San Bruno turning a corner on day 8

This photo was taken by an ABC7 camera crew that was allowed to tour the devastation at ground zero in San Bruno on Friday evening.

September 17, 2010 7:03:21 PM PDT
In the blistered remnants of San Bruno's fire zone, there is hope, activity and a sense of moving forward against odds that seem less insurmountable with every passing day.

"I appreciate life a lot more than I did one week ago," said Robert Sherlock, for whom the difference between minor damage and devastation was roughly half a block. "My wife was upstairs, looking through the kids' old stuff a few minutes ago. Keepsakes, you know? They would have been gone."

It has been long enough since the fire, now, that neighborhood residents can begin to collect their thoughts, and make sense of them. At 1770 Earl Drive, Clarence Press stood in the open garage of the house he has lived in since 1968.

His windows have melted. His paint has bubbled. "But we're still here," said Clarence, which is better than he expected when houses down the street exploded and he fled, barefoot, with the only the family Shih tzu dogs, Nickey and Tootsie.

In that moment, he never expected to see the house again. Instead, the garage still needs cleaning and family pictures still hang on the wall. A simple question about how he is doing leads to stream-of-consciousness about fate, fortune and the influence of fire.

"I'm still getting my head around it," said Clarence.

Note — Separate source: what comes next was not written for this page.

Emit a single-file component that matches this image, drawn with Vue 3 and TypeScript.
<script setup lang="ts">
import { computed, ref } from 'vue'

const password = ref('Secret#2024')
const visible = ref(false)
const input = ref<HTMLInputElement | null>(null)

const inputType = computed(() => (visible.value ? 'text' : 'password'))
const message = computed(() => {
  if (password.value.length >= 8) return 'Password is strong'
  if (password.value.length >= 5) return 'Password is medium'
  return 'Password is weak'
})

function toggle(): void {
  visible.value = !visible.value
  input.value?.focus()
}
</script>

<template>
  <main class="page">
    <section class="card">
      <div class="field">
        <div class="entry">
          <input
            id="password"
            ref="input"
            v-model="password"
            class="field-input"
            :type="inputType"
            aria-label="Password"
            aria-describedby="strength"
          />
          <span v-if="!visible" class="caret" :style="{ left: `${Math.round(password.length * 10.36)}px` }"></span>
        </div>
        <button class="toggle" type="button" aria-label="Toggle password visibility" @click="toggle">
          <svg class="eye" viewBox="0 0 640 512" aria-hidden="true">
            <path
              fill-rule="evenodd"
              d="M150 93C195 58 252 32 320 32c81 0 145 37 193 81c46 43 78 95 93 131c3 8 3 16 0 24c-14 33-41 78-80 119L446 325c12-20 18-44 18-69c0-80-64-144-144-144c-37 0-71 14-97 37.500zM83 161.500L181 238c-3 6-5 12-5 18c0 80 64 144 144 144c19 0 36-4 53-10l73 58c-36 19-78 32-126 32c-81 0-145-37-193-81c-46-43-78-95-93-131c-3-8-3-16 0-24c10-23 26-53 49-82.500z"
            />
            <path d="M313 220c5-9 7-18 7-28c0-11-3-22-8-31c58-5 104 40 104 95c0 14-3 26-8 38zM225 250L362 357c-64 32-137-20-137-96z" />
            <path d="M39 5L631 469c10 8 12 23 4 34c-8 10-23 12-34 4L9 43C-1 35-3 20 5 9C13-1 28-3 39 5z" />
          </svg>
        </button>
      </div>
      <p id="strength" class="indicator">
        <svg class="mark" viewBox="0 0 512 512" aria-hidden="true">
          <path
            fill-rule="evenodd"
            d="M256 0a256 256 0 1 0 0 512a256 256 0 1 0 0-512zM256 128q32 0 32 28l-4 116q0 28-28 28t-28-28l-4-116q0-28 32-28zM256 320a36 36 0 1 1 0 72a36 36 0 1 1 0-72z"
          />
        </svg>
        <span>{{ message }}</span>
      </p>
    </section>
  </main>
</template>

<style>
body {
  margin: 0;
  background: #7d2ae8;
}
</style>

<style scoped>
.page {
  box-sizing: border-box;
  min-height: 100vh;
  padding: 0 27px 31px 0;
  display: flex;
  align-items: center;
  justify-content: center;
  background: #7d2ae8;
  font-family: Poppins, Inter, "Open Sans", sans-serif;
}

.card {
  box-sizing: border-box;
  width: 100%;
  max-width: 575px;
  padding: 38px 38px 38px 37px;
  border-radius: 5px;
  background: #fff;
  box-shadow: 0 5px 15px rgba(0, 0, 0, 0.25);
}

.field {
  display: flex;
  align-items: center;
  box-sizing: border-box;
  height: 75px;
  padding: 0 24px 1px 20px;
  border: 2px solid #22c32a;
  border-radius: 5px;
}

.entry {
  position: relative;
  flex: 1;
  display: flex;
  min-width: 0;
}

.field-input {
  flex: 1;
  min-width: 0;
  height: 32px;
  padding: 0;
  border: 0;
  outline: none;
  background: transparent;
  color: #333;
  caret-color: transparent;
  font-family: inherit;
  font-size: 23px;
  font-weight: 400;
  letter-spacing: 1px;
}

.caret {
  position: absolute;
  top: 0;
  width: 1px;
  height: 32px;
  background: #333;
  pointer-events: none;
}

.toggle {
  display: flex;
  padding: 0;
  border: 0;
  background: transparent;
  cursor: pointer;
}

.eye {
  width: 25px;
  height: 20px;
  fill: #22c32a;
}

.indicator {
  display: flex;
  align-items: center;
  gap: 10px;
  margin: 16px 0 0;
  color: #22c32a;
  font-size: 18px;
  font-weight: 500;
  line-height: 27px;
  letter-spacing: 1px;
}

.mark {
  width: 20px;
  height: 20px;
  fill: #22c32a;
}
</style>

But for the complete role reversal, spend a few minutes with Bob McNichols, who lives in the first house to survive on Claremont Drive. His fence is charred, his car has melted, but he glances next door at the shell of a house owned by the Pellegrini family and looks like a man who won the lottery.

"Everybody had been great," he says of police, fire, and county officials. And, McNichols has some extra insight into that. Until retirement ten years ago, he served Hillsborough as its police chief.

"Yes, this is the other side," he said. "It's different. I'm more concerned for my neighbors, now, than myself. We need to be there for them. We need to listen."

As McNichols spoke, his son, Rob walked past. He's a fireman for Central County.

For him, tragedy isn't just close to home. It's the house he grew up in. "I'm still a little too emotional to talk about this," said Rob. "Maybe in a couple of weeks it will be better."

If the past one is any indication, maybe it will.